Exams were to be judged by classwork, which of course created plenty of scope for foul play. And not only by pupils. One experienced teacher told me of ‘the pass factory’ in her school, a place where pupils go for unlimited attempts on core assessments. Gaming the system is particularly noticeable in middle-class areas, where children pay for private tutors in order to be coached through exams. In some cases, tutors actually write the coursework for them.

In English, graphic novels crept their way into classrooms. Literature and media studies were fused. Presumably to cater for this, Penguin even published an emoji series of Shakespeare’s plays. This is new, certainly, but is it progress? Glaring ignorance of world geography or history is not just permissible, but expected. In history, for example, it’s normal for pupils to study the second world war year after year, and merely be assessed at different levels, constant assessment being the SNP’s only guarantee. The number of pupils studying French or German has halved.
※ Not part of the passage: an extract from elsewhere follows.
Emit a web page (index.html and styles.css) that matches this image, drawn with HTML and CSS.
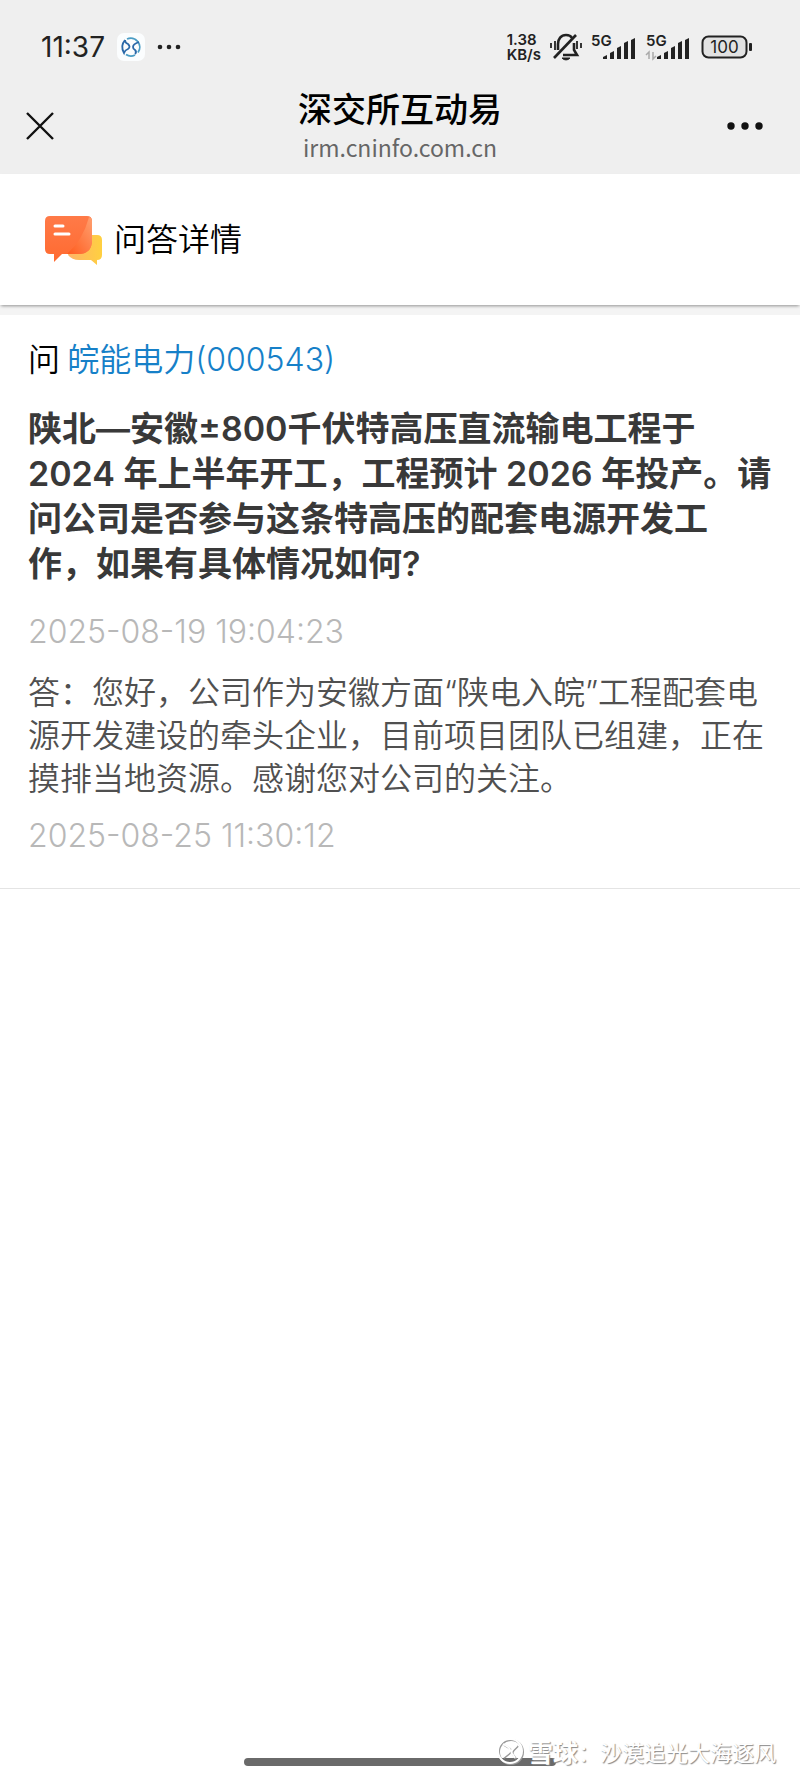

All of this was supposed to empower teachers and give them more say. But the SNP failed to do its homework, and it didn’t quite turn out like that. And so, despite teachers’ sceptical willingness, the whole project has become seen as a sick joke. In the staffroom, the Curriculum for Excellence is known as the ‘curriculum for excrement’.
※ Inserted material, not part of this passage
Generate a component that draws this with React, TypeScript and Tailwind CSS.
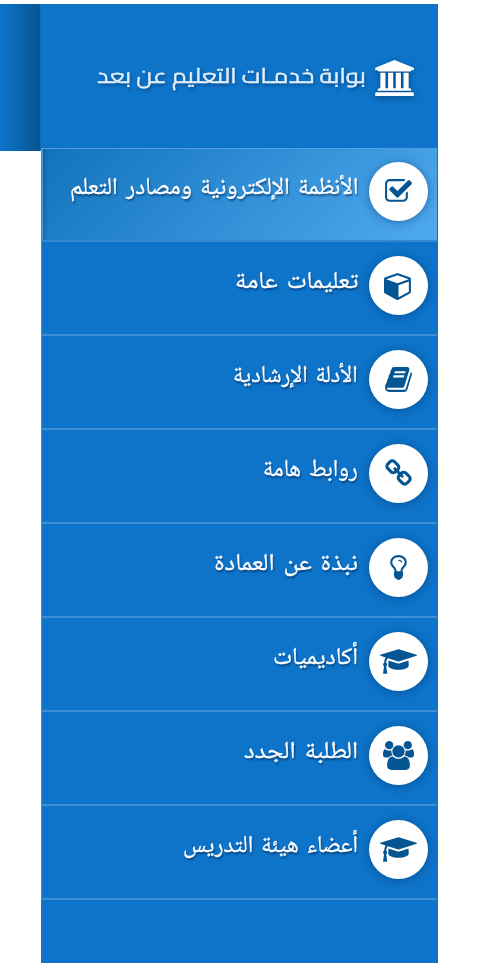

My final teaching exam led me to cater my lesson to the 20 pupils in front of me, of whom 18 had various ‘additional support’ needs (autism, dyslexia etc). Trying to fulfil the curriculum’s bizarre demands on top of these challenges made my lesson a circus. In the end, I qualified. But I walked away from teacher training with a smoking habit and a resolution never to return. I later found out that four in ten newly qualified teachers leave the profession within a year. Which is a tragedy: all of my fellow trainees entered wanting to help pupils, as we had been helped. But it’s hard, once you find out that you’ll be taking part in the dumbing-down of a nation’s schools and the betrayal of its children.

I know quite a few of the dropouts now. There’s the Frenchman with a degree in philosophy from the Sorbonne, who stormed out of our school placement after a disagreement about the quality of his teaching. A fellow secondary school teacher who, due to unmanageable stress, now tutors young offenders rather than return to the classroom. A once enthusiastic primary teacher who said to me, ‘I’d rather do anything — anything — than go back.’ At the last count, there were almost 700 vacant teaching posts in Scotland. That’s around 21,000 pupils who are missing teachers.

In the staffroom of one school where I taught, there was a poster. It read, ‘Being a teacher is easy. It’s like riding a bike. Except the bike is on fire. You’re on fire. Everything is on fire. And you’re in hell.’ Sometimes, on breaks between classes, I would sit and stare at it. I did not see the funny side; for the teachers, or for the pupils, who are the principal victims of a system that is so visibly failing.